後半になると、マンチェスター・ユナイテッドはマタを投入。ラッシュフォードをイブラヒモビッチの横に移動させ、4-4-2に変更する。フェライニが交代してしまったので、ポグバとエレーラのセントラルハーフコンビとなった。ジエゴ・コスタと2列目の間のエリアを支配できることがわかったモウリーニョ。ボールを保持したときに強さを発揮できる選手を並べることで、その精度を向上させることを狙った。さらに、マタは神出鬼没のポジショニングで味方にスペースを与えたり、自分がフリーになったりと、マンチェスター・ユナイテッドの攻撃を牽引した。

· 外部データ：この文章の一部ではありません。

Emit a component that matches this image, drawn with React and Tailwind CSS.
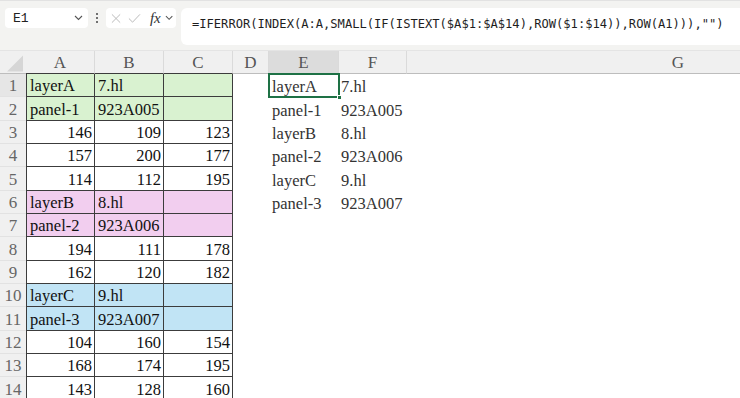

この試合では結果として無失点に終わったチェルシーだが、撤退守備の精度はまだ高くない。エリア内からのシュート、エリア内にボールを運ばれる場面も多かった。残念そこはクルトワで事なきをえたが、少し不安の残る守備だった。もちろん、その前にカウンターで相手の息の根を止めるという計算をコンテがしているのかもしれないけれども。

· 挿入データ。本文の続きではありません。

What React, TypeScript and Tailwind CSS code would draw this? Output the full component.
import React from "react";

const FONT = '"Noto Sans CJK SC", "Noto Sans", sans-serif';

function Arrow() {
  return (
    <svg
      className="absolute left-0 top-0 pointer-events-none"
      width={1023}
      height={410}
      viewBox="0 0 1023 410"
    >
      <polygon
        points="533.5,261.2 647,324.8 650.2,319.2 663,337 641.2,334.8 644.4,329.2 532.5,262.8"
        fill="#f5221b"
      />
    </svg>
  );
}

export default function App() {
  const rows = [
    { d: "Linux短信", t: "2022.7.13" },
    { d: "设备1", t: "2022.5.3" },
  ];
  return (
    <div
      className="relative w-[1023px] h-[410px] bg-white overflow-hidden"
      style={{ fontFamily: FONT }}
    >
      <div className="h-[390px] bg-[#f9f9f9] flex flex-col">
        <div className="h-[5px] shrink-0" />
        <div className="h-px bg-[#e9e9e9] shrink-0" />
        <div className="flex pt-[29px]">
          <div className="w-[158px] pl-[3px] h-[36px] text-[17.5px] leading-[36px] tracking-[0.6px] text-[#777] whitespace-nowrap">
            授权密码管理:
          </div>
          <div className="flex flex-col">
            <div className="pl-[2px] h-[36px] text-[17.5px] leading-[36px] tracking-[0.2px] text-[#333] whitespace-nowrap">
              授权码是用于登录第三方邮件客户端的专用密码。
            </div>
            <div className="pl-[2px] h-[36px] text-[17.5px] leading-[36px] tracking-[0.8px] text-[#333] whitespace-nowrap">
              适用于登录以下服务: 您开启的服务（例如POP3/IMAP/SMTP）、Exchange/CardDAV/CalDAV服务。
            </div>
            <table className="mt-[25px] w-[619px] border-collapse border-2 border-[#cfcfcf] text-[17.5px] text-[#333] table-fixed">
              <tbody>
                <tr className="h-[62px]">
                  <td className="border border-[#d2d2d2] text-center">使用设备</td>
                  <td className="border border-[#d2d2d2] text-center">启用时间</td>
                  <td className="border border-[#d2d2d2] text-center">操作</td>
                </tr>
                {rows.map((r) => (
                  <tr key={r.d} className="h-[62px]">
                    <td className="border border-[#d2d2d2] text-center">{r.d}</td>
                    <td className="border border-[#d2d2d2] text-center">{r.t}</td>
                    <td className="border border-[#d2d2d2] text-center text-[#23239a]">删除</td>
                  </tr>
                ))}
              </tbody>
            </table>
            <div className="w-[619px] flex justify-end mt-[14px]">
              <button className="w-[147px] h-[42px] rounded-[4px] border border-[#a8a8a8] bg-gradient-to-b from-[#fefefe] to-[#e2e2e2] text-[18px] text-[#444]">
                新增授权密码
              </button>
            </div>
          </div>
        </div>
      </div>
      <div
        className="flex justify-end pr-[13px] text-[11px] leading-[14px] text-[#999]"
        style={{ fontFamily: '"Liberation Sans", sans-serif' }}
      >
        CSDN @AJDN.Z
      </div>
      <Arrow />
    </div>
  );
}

後半のマンチェスター・ユナイテッドの守備は、4バックでできるだけ守りたいけれど、6バックになることもある、という感じだった。チェルシーのカウンター場面では、4バックで耐える場面が多かった。マンチェスター・ユナイテッドは4バックのときに問題を抱えている。人への基準が強い守備を採用しているため、センターバックとサイドバックの間にスペースができてしまうケースがとても多い。サイドハーフが下ってこないと、サイドバックが横幅の守備を優先しすぎてしまう。また、サイドバックとセンターバックの間をどのポジションの選手がどのようにカバーリングするかの決まりごとも非常に怪しい。特に守備の準備が整っていない状態だと、この現象が顕著になる。だとすれば、6バックでわかりやすくするというのもわからなくはない。なお、チェルシーは5バックのため、センターバックとサイドバックの間がそもそも存在しない仕組みになっている。

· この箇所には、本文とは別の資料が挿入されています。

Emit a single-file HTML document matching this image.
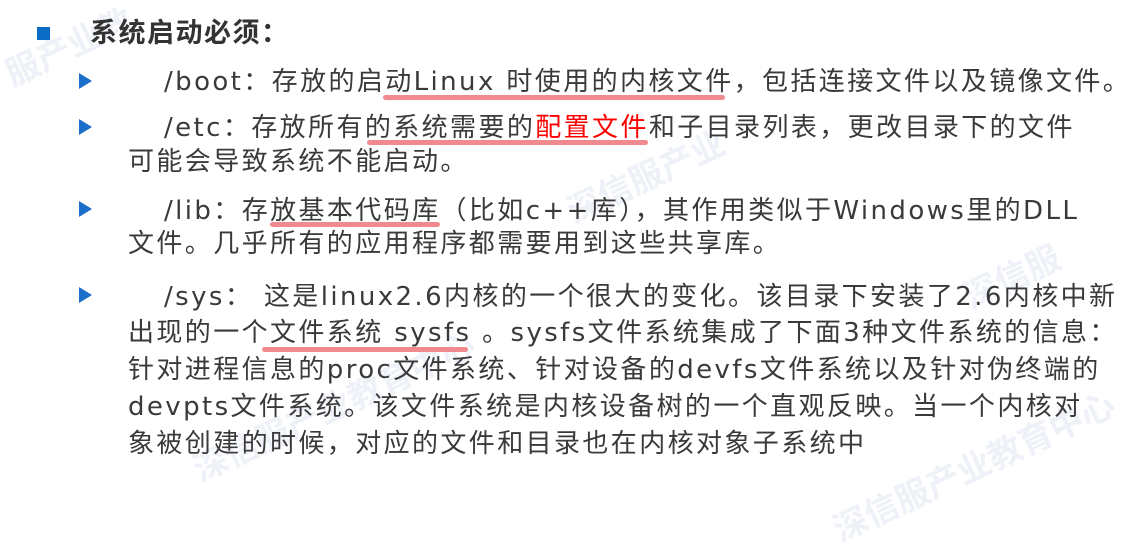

結果として、チェルシーは、マンチェスター・ユナイテッドのセンターバックとサイドバックの間を利用し、アザールが3点目、カンテが4点目を決めて、試合を終わらせた。モウリーニョからすれば、守備重視で入るとミスで失点し、攻撃重視で入ると、自分たちの弱点が露呈するというかなり切ない状況で試合を終えた。悲しみのモウリーニョだが、ミッドウィークにはマンチェスター・シティとのカップ戦が控えている。

ひとりごと

国内の大会に集中できるコンテに比べると、チームの完成度で差がついている印象のマンチェスター・ユナイテッド。また、選手配置の最適解も未だに見つかっていないし、見つかりそうな気配もない。餅は餅屋大作戦にかえるのが鉄則だが、ポグバとイブラヒモビッチの共存に頭を悩ませている予感。問題はセントラルハーフか。インサイドハーフが本職の選手ばかりで、編成に問題があるとも言える。ムヒタリアンはどこへ消えたのだろう。冬にセントラルハーフやアンカーの補強で巻き返すか、モウリーニョが最適解を見つけるのがさきかの勝負になりそうだ。